Only the number is wanted: how many lines contain the word "Tailwind"?

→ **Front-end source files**
________________

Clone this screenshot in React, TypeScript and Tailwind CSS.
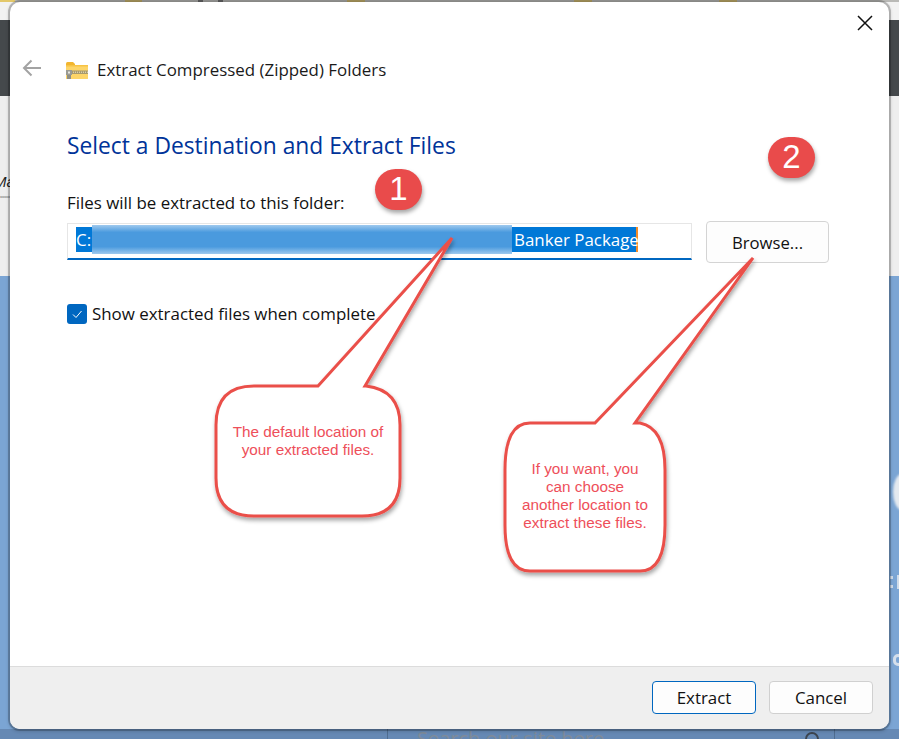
const sans = "font-['Open_Sans','Noto_Sans',sans-serif]";

function FolderIcon() {
  return (
    <svg width="22" height="17" viewBox="0 0 22 17" className="-ml-px shrink-0">
      <path d="M0 1.5 Q0 0 1.5 0 H7 L9 2 V4 H0 Z" fill="#f2b52e" />
      <path d="M0 3.5 H22 V16.5 Q22 17 21 17 H0 Z" fill="#fdd568" />
      <rect x="0" y="3" width="22" height="1.5" fill="#f7c344" />
      <rect x="4" y="8.5" width="18" height="3.5" fill="#a89a6c" />
      <path d="M5 10.2 H22" stroke="#efe7c8" strokeWidth="1" strokeDasharray="1 1" />
      <rect x="0" y="8" width="6" height="5" fill="#9b9b93" />
      <rect x="2" y="9.5" width="2" height="2" fill="#e7e7e0" />
      <rect x="1" y="13" width="4" height="4" fill="#8f8f86" />
    </svg>
  );
}

function Badge({ n, className }: { n: string; className: string }) {
  return (
    <div
      className={`absolute flex h-[41px] w-[47px] items-center justify-center rounded-full bg-[#e94b4b] pb-0.5 text-[33px] leading-none text-white shadow-[1px_3px_4px_rgba(0,0,0,0.35)] font-['Liberation_Sans',sans-serif] ${className}`}
    >
      {n}
    </div>
  );
}

function Callout({ className, lines }: { className: string; lines: string[] }) {
  return (
    <div
      className={`absolute text-center text-[15.3px] leading-[18px] text-[#ee4f5a] font-['Liberation_Sans',sans-serif] ${className}`}
    >
      {lines.map((l) => (
        <div key={l}>{l}</div>
      ))}
    </div>
  );
}

// the bits of the page that show along the top edge of the dialog
const topMarks = [
  "left-0 w-[15px] bg-[#e3c86a]",
  "left-[125px] w-[17px] bg-[#c9b46e]",
  "left-[198px] w-[5px] bg-[#6f6f6f]",
  "left-[218px] w-[5px] bg-[#6f6f6f]",
  "left-[347px] w-[18px] bg-[#c9b46e]",
  "left-[574px] w-[18px] bg-[#c9b46e]",
  "left-[719px] w-[18px] bg-[#c9b46e]",
];

export default function App() {
  return (
    <div className={`relative h-[739px] w-[899px] overflow-hidden ${sans}`}>
      {/* page behind the dialog */}
      <div className="relative h-[20px] bg-[#f2f2f2]">
        <div className="h-[2px] bg-[#b9b9b6]" />
        {topMarks.map((m) => (
          <div key={m} className={`absolute top-0 h-[2px] ${m}`} />
        ))}
      </div>
      <div className="h-[76px] bg-[#45494c]" />
      <div className="h-[180px] bg-[#eeeeee] pt-[74px] font-['Liberation_Sans',sans-serif]">
        <div className="-ml-[6px] text-[15px] italic leading-6 text-[#222]">Ma</div>
        <div className="text-[4px] leading-[5px] text-[#555]">xxxxx</div>
      </div>
      <div className="relative h-[453px] bg-[#7ba5d4]">
        <div className="absolute left-[893px] top-[198px] h-[36px] w-[18px] rounded-[50%] bg-[#e4e9ef] blur-[1px]" />
        <div className="absolute left-[890px] top-[300px] h-[3px] w-[3px] bg-[#cfdbe9]" />
        <div className="absolute left-[890px] top-[309px] h-[3px] w-[3px] bg-[#cfdbe9]" />
        <div className="absolute left-[897px] top-[299px] h-[14px] w-[2px] bg-[#cfdbe9]" />
        <div className="absolute left-[893px] top-[378px] h-[12px] w-[10px] rounded-full border-[3px] border-[#d5dfeb]" />
      </div>
      <div className="flex h-[10px] bg-[#6689b4]">
        <div className="ml-[387px] w-px bg-[#4f6d90]" />
        <div className="ml-[29px] overflow-hidden whitespace-nowrap text-[20px] leading-5 text-[#7f8b99]">
          Search our site here
        </div>
        <svg className="ml-[200px] mt-[2px] shrink-0" width="16" height="16" viewBox="0 0 16 16" fill="none" stroke="#3d4650" strokeWidth="2">
          <circle cx="8" cy="8" r="6" />
        </svg>
        <div className="ml-[14px] w-px bg-[#4f6d90]" />
      </div>

      {/* dialog window */}
      <div className="absolute left-[10px] top-[2px] flex h-[727px] w-[879px] flex-col overflow-hidden rounded-[10px] bg-white shadow-[0_0_0_2px_rgba(0,0,0,0.2),0_1px_3px_2px_rgba(0,0,0,0.12)]">
        <div className="flex h-[664px] flex-col pl-[57px]">
          <div className="flex h-[145px] shrink-0 flex-col">
            <div className="flex items-center pt-[56px]">
              <FolderIcon />
              <span className="ml-[9px] text-[16.9px] leading-6 text-[#1a1a1a]">
                Extract Compressed (Zipped) Folders
              </span>
            </div>
            <h1 className="mt-[48px] text-[22.8px] font-normal leading-8 text-[#003399]">
              Select a Destination and Extract Files
            </h1>
          </div>
          <p className="mt-[44px] text-[16.9px] leading-6 text-[#111]">
            Files will be extracted to this folder:
          </p>
          <div className="mt-[6px] flex items-start">
            <div className="mt-[2px] h-[37px] w-[625px] border border-b-2 border-[#e6e6e6] border-b-[#0067c0] pl-[8px] pt-[3px]">
              <div className="flex h-[25px] w-[562px] items-center border-r-2 border-[#f28c28] bg-[#0078d7] text-[16.9px] text-white">
                <span className="w-4 shrink-0">C:</span>
                <span className="h-[29px] w-[420px] shrink-0 bg-[linear-gradient(180deg,#9fc9ee_0%,#4a9ade_25%,#4a9ade_75%,#9fc9ee_100%)]" />
                <span className="ml-[2px] whitespace-nowrap">Banker Package</span>
              </div>
            </div>
            <button className="ml-[14px] h-[42px] w-[123px] rounded-[4px] border border-[#d4d4d4] bg-[#fdfdfd] pt-px text-[16.7px] text-[#111]">
              Browse...
            </button>
          </div>
          <div className="mt-[39px] flex items-center">
            <div className="flex h-5 w-5 items-center justify-center rounded-[3px] bg-[#0067c0]">
              <svg width="12" height="12" viewBox="0 0 12 12" fill="none" stroke="#fff" strokeWidth="1">
                <path d="M2 6.5 L5 9.5 L10.5 3" />
              </svg>
            </div>
            <span className="ml-[5px] text-[16.9px] leading-6 text-[#111]">
              Show extracted files when complete
            </span>
          </div>
        </div>
        <div className="flex flex-1 items-start justify-end gap-[13px] border-t border-[#dcdcdc] bg-[#efefef] pr-[16px] pt-[14px]">
          <button className="h-[33px] w-[104px] rounded-[4px] border border-[#0067c0] bg-[#fdfdfd] pt-px text-[16.9px] text-[#111]">
            Extract
          </button>
          <button className="h-[33px] w-[104px] rounded-[4px] border border-[#d0d0d0] bg-[#fdfdfd] pt-px text-[16.9px] text-[#111]">
            Cancel
          </button>
        </div>
      </div>

      {/* back arrow and close */}
      <svg className="absolute left-[22px] top-[59px]" width="20" height="18" viewBox="0 0 20 18" fill="none" stroke="#a3a3a3" strokeWidth="2">
        <path d="M19 9 H2 M9.5 1.5 L2 9 L9.5 16.5" />
      </svg>
      <svg className="absolute left-[857px] top-[15px]" width="16" height="16" viewBox="0 0 16 16" fill="none" stroke="#111" strokeWidth="1.5">
        <path d="M1 1 L15 15 M15 1 L1 15" />
      </svg>

      {/* annotations */}
      <Badge n="1" className="left-[375px] top-[169px]" />
      <Badge n="2" className="left-[768px] top-[137px]" />

      <svg className="pointer-events-none absolute left-0 top-0" width="899" height="739" fill="#fff" stroke="#ea4f4a" strokeWidth="3">
        <defs>
          <filter id="sh" x="-20%" y="-20%" width="140%" height="140%">
            <feDropShadow dx="1" dy="3" stdDeviation="2" floodColor="#000" floodOpacity="0.35" />
          </filter>
        </defs>
        <path
          filter="url(#sh)"
          d="M254 386 H318 L452 238 L365 386 H366 Q400 390 400 425 V478 Q400 516 362 516 H254 Q216 516 216 478 V425 Q216 386 254 386 Z"
        />
        <path
          filter="url(#sh)"
          d="M530 423 H595 L753 258 L635 423 H640 Q665 428 665 470 V525 Q665 571 640 571 H530 Q505 571 505 525 V470 Q505 423 530 423 Z"
        />
      </svg>
      <Callout className="left-[216px] top-[423px] w-[184px]" lines={["The default location of", "your extracted files."]} />
      <Callout className="left-[505px] top-[460px] w-[160px]" lines={["If you want, you", "can choose", "another location to", "extract these files."]} />
    </div>
  );
}
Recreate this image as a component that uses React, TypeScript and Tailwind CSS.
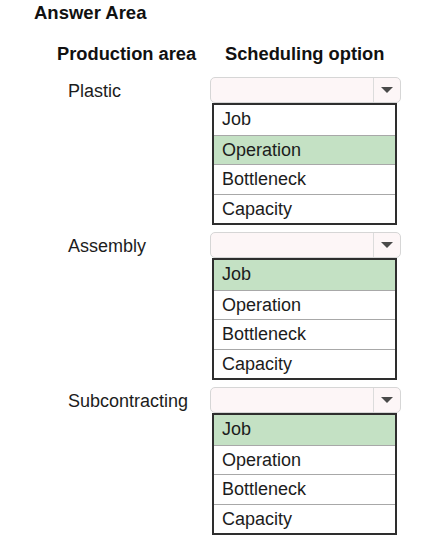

________________

→ **TASK RESULT**
2